> What is asked: Where a line holds the string "index", return that line.
/---
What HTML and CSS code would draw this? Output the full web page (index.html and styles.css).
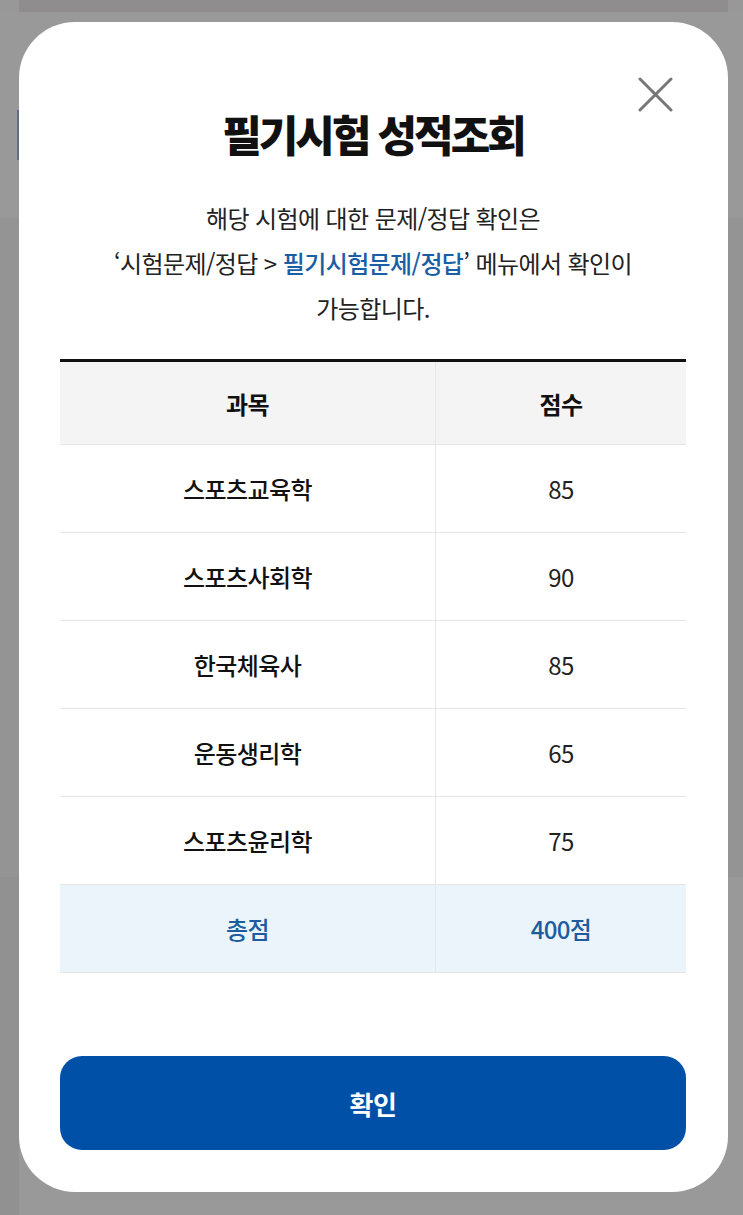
FILE: index.html
```html
<!DOCTYPE html>
<html lang="ko">
<head>
<meta charset="utf-8">
<title>필기시험 성적조회</title>
<link rel="stylesheet" href="styles.css">
</head>
<body>
<div class="page">
  <div class="page-top"></div>
  <div class="page-band1"><div class="page-mark"></div></div>
  <div class="page-band2"></div>
  <div class="page-band3"></div>
</div>

<div class="overlay">
  <div class="modal" role="dialog" aria-label="필기시험 성적조회">
    <button class="close" aria-label="닫기">
      <svg width="35" height="35" viewBox="0 0 35 35" aria-hidden="true">
        <path d="M2 2 L33 33 M33 2 L2 33" stroke="#777" stroke-width="3" stroke-linecap="round" fill="none"/>
      </svg>
    </button>
    <h1 class="title">필기시험 성적조회</h1>
    <p class="desc">해당 시험에 대한 문제/정답 확인은<br>‘시험문제/정답 &gt; <span class="hl">필기시험문제/정답</span>’ 메뉴에서 확인이<br>가능합니다.</p>
    <div class="table">
      <div class="row head"><div class="cell">과목</div><div class="cell">점수</div></div>
      <div class="row"><div class="cell subj">스포츠교육학</div><div class="cell">85</div></div>
      <div class="row"><div class="cell subj">스포츠사회학</div><div class="cell">90</div></div>
      <div class="row"><div class="cell subj">한국체육사</div><div class="cell">85</div></div>
      <div class="row"><div class="cell subj">운동생리학</div><div class="cell">65</div></div>
      <div class="row"><div class="cell subj">스포츠윤리학</div><div class="cell">75</div></div>
      <div class="row total"><div class="cell">총점</div><div class="cell">400점</div></div>
    </div>
    <button class="confirm">확인</button>
  </div>
</div>
</body>
</html>
```
FILE: styles.css
```css
* { box-sizing: border-box; }
html, body { margin: 0; padding: 0; }
body {
  width: 743px;
  height: 1215px;
  overflow: hidden;
  background: #989898;
  font-family: "Noto Sans CJK KR", "Noto Sans", sans-serif;
  position: relative;
}
.page { display: flex; flex-direction: column; height: 1215px; }
.page-top { height: 12px; margin: 0 15px 0 19px; background: #8f8d8d; }
.page-band1 { height: 206px; background: #999999; padding-top: 98px; }
.page-mark { width: 2px; height: 50px; margin-left: 17px; background: #5d6f86; }
.page-band2 { height: 659px; background: #949494; }
.page-band3 { flex: 1; background: #999999; border-left: 19px solid #919191; }

.overlay {
  position: absolute;
  inset: 0;
  padding: 22px 15px 23px 19px;
  display: flex;
}
.modal {
  position: relative;
  width: 709px;
  height: 1170px;
  background: #fff;
  border-radius: 56px;
  padding: 86px 42px 42px 41px;
  display: flex;
  flex-direction: column;
}
.close {
  position: absolute;
  top: 55px;
  right: 55px;
  width: 35px;
  height: 35px;
  padding: 0;
  border: 0;
  background: none;
  display: flex;
}
.title {
  margin: 0;
  font-size: 43px;
  line-height: 50px;
  font-weight: 900;
  letter-spacing: -3px;
  text-align: center;
  color: #111;
}
.desc {
  margin: 37px 0 0;
  font-size: 24px;
  line-height: 45px;
  letter-spacing: -0.6px;
  text-align: center;
  color: #222;
}
.hl { color: #1a5ea6; font-weight: 500; }

.table {
  margin-top: 29px;
  border-top: 3px solid #111;
}
.row {
  display: grid;
  grid-template-columns: 376px 1fr;
  height: 88px;
  border-bottom: 1px solid #e6e6e6;
}
.cell {
  display: flex;
  align-items: center;
  justify-content: center;
  font-size: 24px;
  letter-spacing: -0.6px;
  color: #222;
}
.cell:first-child { border-right: 1px solid #e6e6e6; }
.head { height: 83px; background: #f4f4f4; }
.head .cell { font-weight: 700; color: #111; }
.subj { font-weight: 500; color: #111; }
.total { background: #ebf4fb; }
.total .cell { color: #1d5c9f; font-weight: 500; }

.confirm {
  margin-top: 83px;
  height: 94px;
  border: 0;
  border-radius: 22px;
  background: #0050a8;
  color: #fff;
  font-family: inherit;
  font-size: 26px;
  font-weight: 700;
  letter-spacing: -0.5px;
}
```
\---
> Final result:
What HTML and CSS code would draw this? Output the full web page (index.html and styles.css).
FILE: index.html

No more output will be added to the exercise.